In the instant case, there was substantial disagreement regarding the facts. Koury testified that he had been approached by Chahine, who was attempting to establish a contact to whom he might sell heroin. In addition, Koury testified that Chahine was the instigator of the drug sales to Agent Thomas. See e.g., J.A. 163-166, 169, and 173-189. Defendant Chahine, in contrast, testified that Koury had introduced the idea of heroin sales to him while the two were detained at the halfway house. See e.g., J.A. at 35-37, and 39-41. This is not the "undisputed evidence demonstrating a patently clear absence of predisposition" that is required to make a lower court's decision to submit the entrapment issue to the jury an abuse of discretion. Therefore, the district court did not err in finding that the question of Chahine's entrapment defense most appropriately belonged in the hands of the jury.

Chahine also asserts that the government's behavior in this case was so egregious as to rise to the level of a due process violation. Specifically, he asserts that the government's behavior entrapped him. Chahine did not raise this issue in the lower court.

In United States v. Chalkias, 971 F.2d 1206, 1212 (6th Cir.), cert. denied, 113 S. Ct. 351 (1992), this court found that:

[u]nder the contemporaneous objection rule, failure to lodge an objection during the trial constitutes a waiver of any objection on appeal, absent plain error. Plain error is an error that "seriously affects the fairness, integrity or public reputation of judicial proceedings." The plain error exception to the contemporaneous objection rule is to be used sparingly and only to prevent a miscarriage of justice.

(Citations omitted). See also United States v. Meyers, 952 F.2d 914, 917 (6th Cir.), cert. denied, 112 S. Ct. 1695 (1992); United States v. Crismon, 905 F.2d 966, 969 (6th Cir. 1990) (objections not presented to the lower court are deemed to be waived).
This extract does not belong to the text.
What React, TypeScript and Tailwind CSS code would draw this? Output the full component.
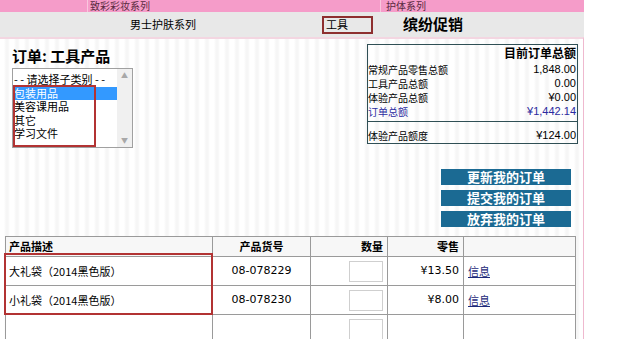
import React from "react";

const cjk = "font-['SimSun','Noto_Sans_CJK_SC',sans-serif]";
const num = "font-['DejaVu_Sans','Noto_Sans_CJK_SC',sans-serif]";
const arial = "font-['Liberation_Sans','Noto_Sans_CJK_SC',sans-serif]";

const summaryRows = [
  { label: "常规产品零售总额", value: "1,848.00" },
  { label: "工具产品总额", value: "0.00" },
  { label: "体验产品总额", value: "¥0.00" },
  { label: "订单总额", value: "¥1,442.14", blue: true },
];

const products = [
  { name: "大礼袋（2014黑色版）", code: "08-078229", price: "¥13.50" },
  { name: "小礼袋（2014黑色版）", code: "08-078230", price: "¥8.00" },
];

const App: React.FC = () => {
  return (
    <div className={`relative w-[626px] h-[339px] overflow-hidden bg-white text-black ${cjk}`}>
      <div className="w-[584px]">
        {/* top pink menu row */}
        <div className="flex h-[12px] items-center overflow-hidden bg-[#f59cc9] text-[10px] leading-[12px] text-[#5a2a40]">
          <div className="h-full w-[88px] border-r border-[#f9c6de]" />
          <div className="h-full w-[293px] border-r border-[#f9c6de] pl-[2px]">致彩彩妆系列</div>
          <div className="h-full flex-1 pl-[5px]">护体系列</div>
        </div>

        {/* gray sub menu */}
        <div className="flex h-[25px] items-center bg-[#e8e8e8] text-[11px]">
          <div className="w-[130px]" />
          <div className="w-[192px]">男士护肤系列</div>
          <div className="flex h-[18px] w-[51px] items-center border-2 border-[#8e2f2f] pl-[2px]">工具</div>
          <div className="pl-[30px] text-[15px] font-bold">缤纷促销</div>
        </div>

        {/* content */}
        <div className="h-[302px] border-t-2 border-r border-t-[#f3d6e1] border-r-[#efb9cf] bg-[repeating-linear-gradient(90deg,#ffffff_0px,#ffffff_4px,#f6f6f6_6px,#f6f6f6_8px,#ffffff_10px)]">
          <div className="flex h-[130px]">
            <div className="w-[367px] pl-[12px] pt-[8px]">
              <div className="text-[15px] font-bold leading-[18px]">订单: 工具产品</div>
              <div className="mt-[3px] flex h-[80px] w-[121px] border border-[#a0a0a0] bg-white text-[11px]">
                <div className="flex-1 pl-[1px] pt-[4px] leading-[13.5px]">
                  <div>- - 请选择子类别 - -</div>
                  <div className="bg-[#3399ff] text-white">包装用品</div>
                  <div>美容课用品</div>
                  <div>其它</div>
                  <div>学习文件</div>
                </div>
                <div className="flex w-[15px] flex-col items-center justify-between bg-[#f0f0f0] py-[3px] text-[7px] leading-none text-[#a8a8a8]">
                  <span>▲</span>
                  <span>▼</span>
                </div>
              </div>
            </div>

            <div className="mt-[5px] h-[100px] w-[211px] border border-[#2f4f55] text-[10px]">
              <div className="h-[15px] pr-[1px] text-right text-[12px] font-bold leading-[15px]">目前订单总额</div>
              <div className="mt-[2px]">
                {summaryRows.map((r) => (
                  <div
                    key={r.label}
                    className={`flex h-[14px] items-center justify-between pr-[1px] ${r.blue ? "text-[#2b2ba0]" : ""}`}
                  >
                    <span>{r.label}</span>
                    <span className={`${arial} text-[11px]`}>{r.value}</span>
                  </div>
                ))}
              </div>
              <div className="mt-[3px] border-t border-[#2f4f55]" />
              <div className="mt-[6px] flex h-[14px] items-center justify-between pr-[1px]">
                <span>体验产品额度</span>
                <span className={`${arial} text-[11px]`}>¥124.00</span>
              </div>
            </div>
          </div>

          {/* action buttons */}
          <div className="flex flex-col items-end gap-[5px] pr-[12px]">
            {["更新我的订单", "提交我的订单", "放弃我的订单"].map((b) => (
              <div
                key={b}
                className="flex h-[16px] w-[130px] items-center justify-center bg-[#1b6a93] text-[13px] font-bold text-white"
              >
                {b}
              </div>
            ))}
          </div>

          {/* product table */}
          <table className="ml-[5px] mt-[9px] w-[570px] table-fixed border-collapse bg-white text-[11px]">
            <colgroup>
              <col className="w-[207px]" />
              <col className="w-[98px]" />
              <col className="w-[77px]" />
              <col className="w-[76px]" />
              <col className="w-[112px]" />
            </colgroup>
            <thead>
              <tr className="h-[20px] bg-[#f7f7f7] font-bold">
                <th className="border border-[#9a9a9a] pl-[3px] text-left">产品描述</th>
                <th className="border border-[#9a9a9a] text-center">产品货号</th>
                <th className="border border-[#9a9a9a] pr-[4px] text-right">数量</th>
                <th className="border border-[#9a9a9a] pr-[4px] text-right">零售</th>
                <th className="border border-[#9a9a9a]" />
              </tr>
            </thead>
            <tbody>
              {products.map((p) => (
                <tr key={p.code} className="h-[29px]">
                  <td className="border border-[#9a9a9a] pl-[3px]">{p.name}</td>
                  <td className={`border border-[#9a9a9a] text-center ${num}`}>{p.code}</td>
                  <td className="border border-[#9a9a9a] pr-[4px]">
                    <div className="ml-auto h-[21px] w-[34px] border border-[#cfcfcf] bg-white" />
                  </td>
                  <td className={`border border-[#9a9a9a] pr-[4px] text-right ${num}`}>{p.price}</td>
                  <td className="border border-[#9a9a9a] pl-[4px]">
                    <span className="text-[#1d2a7a] underline">信息</span>
                  </td>
                </tr>
              ))}
              <tr className="h-[29px]">
                <td className="border border-[#9a9a9a]" />
                <td className="border border-[#9a9a9a]" />
                <td className="border border-[#9a9a9a] pr-[4px] align-top pt-[4px]">
                  <div className="ml-auto h-[21px] w-[34px] border border-[#cfcfcf] bg-white" />
                </td>
                <td className="border border-[#9a9a9a]" />
                <td className="border border-[#9a9a9a]" />
              </tr>
            </tbody>
          </table>
        </div>
      </div>

      {/* red annotation boxes */}
      <div className="absolute left-[13px] top-[85px] h-[62px] w-[83px] border-2 border-[#b23333]" />
      <div className="absolute left-[4px] top-[253px] h-[62px] w-[209px] border-2 border-[#b23333]" />
    </div>
  );
};

export default App;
Chahine has not asserted that a failure to review this claim would result in a miscarriage of justice; nor are we able to see that it would do so. Consequently, this court will not further address this claim as it has been waived.

Chahine's fourth claim is that the lower court abused its discretion by refusing to include the word "coercion" in the jury instruction. We are only required to find for Chahine if his proposed instruction was "1) a correct statement of the law, 2) not substantially covered by the charge actually delivered to the jury, and 3) concern [ed] a point so important in the trial that the failure to give it substantially impair [ed] the defendant's defense." United States v. Williams, 952 F.2d 1504, 1512 (6th Cir. 1991). Furthermore, " [i]t is not error to fail to use the language requested by the parties if the instruction as given is accurate and sufficient." United States v. Horton, 847 F.2d 313, 322 (6th Cir. 1988).

The instruction given by the trial judge was an accurate declaration of the law. 2 Stephen Saltzburg & Harvey Perlman, Federal Criminal Jury Instructions Sec. 73.01 (1990). See also United States v. Campbell, 874 F.2d 838, 843-44 (1st Cir. 1989) (finding that similar jury instruction constituted accurate description of entrapment defense). Chahine has cited to no case law indicating that the word "coercion" must be used in jury instructions on entrapment for such instructions to constitute an accurate statement of the law.

Moreover, if a defendant, as in this case, has failed to object to a given jury instruction, "this court will not address the question on appeal unless there exists an obvious and prejudicial error." United States v. Clark, 988 F.2d 1459, 1468 (6th Cir.), cert. denied, 114 S. Ct. 105 (1993); see also United States v. Hatchett, 918 F.2d 631, 643 (6th Cir. 1990), cert. denied, 111 S. Ct. 2839 (1991) ("Where a party fails to object at trial, reversal is required only in those exceptional circumstances where necessary to avoid a miscarriage of justice."). No such error exists here. Accordingly, the lower court did not err in refusing to adopt the specific language proposed by the defendant.

Finally, Chahine asserts that a two-point deduction should have been awarded to him for his minor participation in the crime. A district court's decision not to reduce a defendant's sentence by two points for minor participation is a discretionary task that may be reversed only for clear error. United States v. Perry, 908 F.2d 56, 58 (6th Cir.) cert. denied, 498 U.S. 1002 (1990). " 'To be clearly erroneous,' as the Court of Appeals for the Seventh Circuit has said in a different context, 'a decision must strike us as more than just maybe or probably wrong; it must ... strike us as wrong with the force of a five week old, unrefrigerated dead fish.' " Id. (quoting Parts & Elec. Motors, Inc. v. Sterling Elec., Inc., 866 F.2d 228, 233 (7th Cir. 1988), cert. denied, 493 U.S. 847 (1989)).

In Sims, we found that " [t]he district court's determination as to role in an offense is a finding that is 'heavily dependent on the facts,' and the defendant has the burden of proving such mitigating factors by a preponderance of the evidence." 975 F.2d at 1242 (quoting Perry, 908 F.2d at 58). Additionally, we have found that to qualify for the two point reduction on appeal, the reviewing court must find that the lower court erred in concluding that the defendant's role was not "substantially less culpable than the average participant." United States v. Nagi, 947 F.2d 211, 215 (6th Cir. 1991), cert. denied, 112 S. Ct. 2309 (1992).

In the instant case, there was evidence that Chahine was the sole courier in the drug enterprise. He both instigated the sale of heroin, and participated in each delivery. Under these facts, there is no reason to find that the lower court's conclusion was erroneous.

For the foregoing reasons, we affirm Defendant Chahine's conviction for distribution and possession with intent to distribute heroin.